Platform politics vs. content – How we communicate science on YouTube

Author: Andrea Geipel – Munich Center for Technology in Society (TUM), Germany

As leading social video platform, YouTube is especially known for music videos, gaming content or how-to-tutorials. However, since 2015, the number of channels in the category ‘Science’ went up from one Mio to 15 Mio displaying the growing number of interest in this niche topic. Prominent YouTube channels, like Vsauce, AsapSCIENCE or kurzgesagt (in a nutshell), present their videos to 3 to 12 Mio subscribers with topics like the fermi paradox or the napkin ring problem. Nevertheless, only a small number of studies give insight in how and to what extend YouTube as a platform influences science communication.

Using the example of five ‘Science Channels’, I argue that producers have to adapt to the platform politics of YouTube to become visible, create a community and gain success.

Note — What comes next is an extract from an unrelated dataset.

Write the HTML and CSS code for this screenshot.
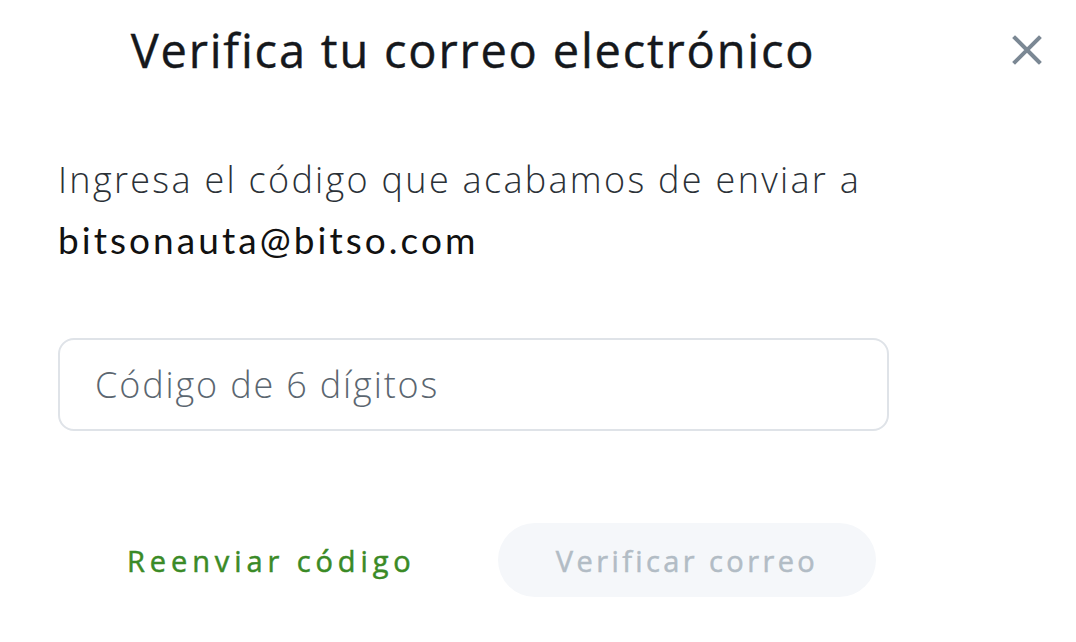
FILE: index.html
```html
<!DOCTYPE html>
<html lang="es">
<head>
<meta charset="utf-8">
<title>Verifica tu correo electrónico</title>
<link rel="stylesheet" href="styles.css">
</head>
<body>
<div class="modal">
  <header class="modal-header">
    <h1 class="modal-title">Verifica tu correo electrónico</h1>
    <button class="close-btn" aria-label="Cerrar">
      <svg width="30" height="30" viewBox="0 0 30 30"><path d="M3 3 L27 27 M27 3 L3 27" stroke="#7b8894" stroke-width="4" stroke-linecap="square" fill="none"/></svg>
    </button>
  </header>
  <div class="modal-body">
    <p class="lead">Ingresa el código que acabamos de enviar a</p>
    <p class="email">bitsonauta@bitso.com</p>
    <input class="code-input" type="text" placeholder="Código de 6 dígitos">
    <div class="actions">
      <button class="link-btn">Reenviar código</button>
      <button class="primary-btn" disabled>Verificar correo</button>
    </div>
  </div>
</div>
</body>
</html>
```
FILE: styles.css
```css
* { box-sizing: border-box; }
html, body { margin: 0; padding: 0; background: #fff; }
body { font-family: "Open Sans", sans-serif; color: #1a1d21; }
.modal { width: 1076px; height: 642px; padding: 0 34px 0 58px; }
.modal-header { display: flex; align-items: center; height: 104px; padding-bottom: 4px; }
.modal-title { margin: 0; width: 830px; text-align: center; font-size: 47px; font-weight: 500; line-height: 60px; color: #15181c; letter-spacing: 1.8px; -webkit-text-stroke: 0.4px #15181c; }
.close-btn { margin-left: auto; border: 0; background: none; padding: 0; width: 30px; height: 30px; cursor: pointer; display: flex; }
.modal-body { width: 830px; }
.lead { margin: 46px 0 0; font-size: 36px; font-weight: 300; line-height: 60px; letter-spacing: 2.3px; color: #2b3137; white-space: nowrap; }
.email { margin: 0; font-family: Lato, sans-serif; font-size: 37px; line-height: 60px; letter-spacing: 3.05px; color: #111; }
.code-input { display: block; margin-top: 68px; width: 831px; height: 93px; border: 2px solid #dfe3e8; border-radius: 16px; padding: 0 35px; font-family: "Open Sans", sans-serif; font-size: 36px; font-weight: 300; letter-spacing: 1.85px; color: #333; outline: none; }
.code-input::placeholder { color: #5b6670; }
.actions { display: flex; align-items: center; margin-top: 92px; padding-left: 69px; }
.link-btn { border: 0; background: none; padding: 0; font-family: "Open Sans", sans-serif; font-weight: 500; font-size: 29px; letter-spacing: 4.9px; color: #3a8a26; width: 371px; text-align: left; cursor: pointer; -webkit-text-stroke: 0.5px #3a8a26; }
.primary-btn { border: 0; width: 378px; height: 74px; border-radius: 37px; background: #f5f7fa; font-family: "Open Sans", sans-serif; font-weight: 500; font-size: 29px; letter-spacing: 3.4px; color: #b2bcc5; -webkit-text-stroke: 0.5px #b2bcc5; }
```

Based on interviews, platform and video analysis as well as ethnographic methods I work out how these platform specific rules lead to a loss of relevance of the specific scientific content presented. Becoming visible is predominantly achieved by following the logics of the algorithm, that is deciding which videos are recommended to users. In addition, producers need to perform authentic and therefore coherent to their own brand and in contrast to other video producers and build networks with others.

While in newspapers, press releases and TV shows the accuracy of the content together with the reputation of the presenter wins the audience’s attention and solace, YouTube in contrast, rewards authentic performance, entertainment and adherence to algorithmic logics of gaining visibility. In the end, this changes the public image of science as well as the way science will be communicated in the future.

The author has not yet submitted a copy of the full paper.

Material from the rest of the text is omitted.